## To be done
Spot every line with the word "React" and return it.

## Collected material
# # # # # # #

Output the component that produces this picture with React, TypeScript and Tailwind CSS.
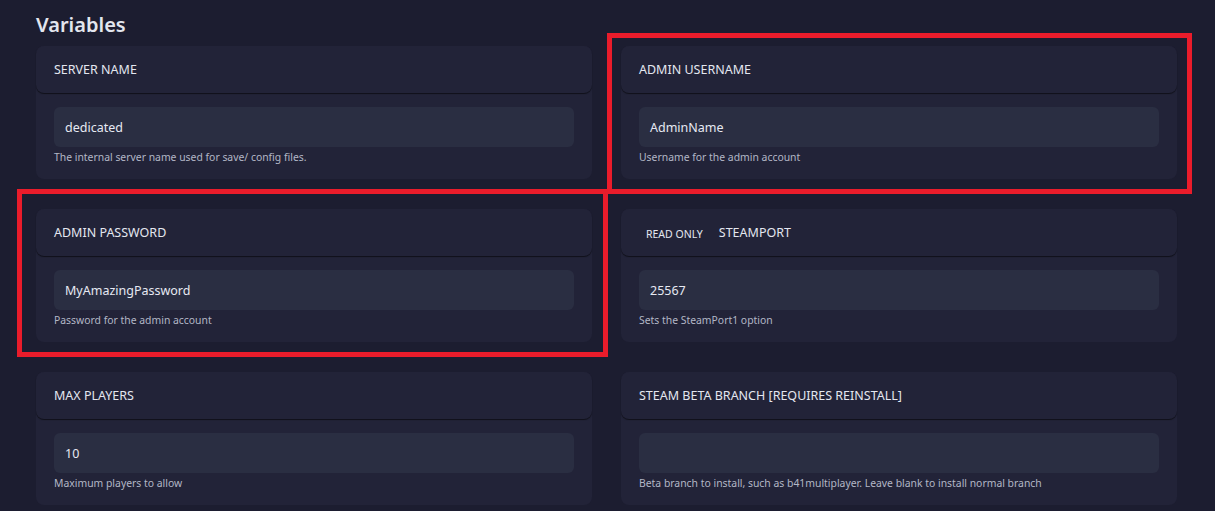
import React from "react"

type Variable = {
  name: string
  value: string
  help: string
  readOnly?: boolean
}

const variables: Variable[] = [
  { name: "SERVER NAME", value: "dedicated", help: "The internal server name used for save/ config files." },
  { name: "ADMIN USERNAME", value: "AdminName", help: "Username for the admin account" },
  { name: "ADMIN PASSWORD", value: "MyAmazingPassword", help: "Password for the admin account" },
  { name: "STEAMPORT", value: "25567", help: "Sets the SteamPort1 option", readOnly: true },
  { name: "MAX PLAYERS", value: "10", help: "Maximum players to allow" },
  {
    name: "STEAM BETA BRANCH [REQUIRES REINSTALL]",
    value: "",
    help: "Beta branch to install, such as b41multiplayer. Leave blank to install normal branch",
  },
]

const VariableCard = ({ v }: { v: Variable }) => (
  <div className="rounded-lg bg-[#222338] h-[133px] flex flex-col">
    <div className="h-[47px] shrink-0 rounded-lg bg-[#222338] shadow-[0_1px_1px_rgba(0,0,0,0.55)] flex items-center px-[18px] pt-[2px]">
      {v.readOnly && (
        <span className="text-[10.5px] text-[#e4e7f0] px-[7px] mr-[9px] translate-y-[1px]">READ ONLY</span>
      )}
      <span className="text-[12.5px] text-[#e4e7f0]">{v.name}</span>
    </div>
    <div className="px-[18px] pt-[14px]">
      <div className="h-[40px] rounded-md bg-[#2a2e42] flex items-center px-[11px] pt-[2px] text-[12.5px] text-[#e6e9f2]">
        {v.value}
      </div>
      <p className="mt-[3px] text-[10.4px] leading-[14px] text-[#b3b7c6]">{v.help}</p>
    </div>
  </div>
)

export default function App() {
  return (
    <div className="relative min-h-screen bg-[#1c1d30] pl-[36px] pt-[10px] font-['Noto_Sans','Open_Sans',sans-serif]">
      <h1 className="text-[20px] leading-[30px] font-semibold text-[#e3e6ee] mb-[6px]">Variables</h1>
      <div className="grid grid-cols-2 w-[1141px] gap-x-[29px] gap-y-[30px]">
        {variables.map((v) => (
          <VariableCard key={v.name} v={v} />
        ))}
      </div>

      {/* annotation frames */}
      <div className="absolute left-[607px] top-[33px] w-[585px] h-[161px] border-[5px] border-[#ea1c2b] pointer-events-none" />
      <div className="absolute left-[17px] top-[189px] w-[591px] h-[168px] border-[5px] border-[#ea1c2b] pointer-events-none" />
    </div>
  )
}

# # # # # # #

## Worked answer
Output the component that produces this picture with React, TypeScript and Tailwind CSS.
import React from "react"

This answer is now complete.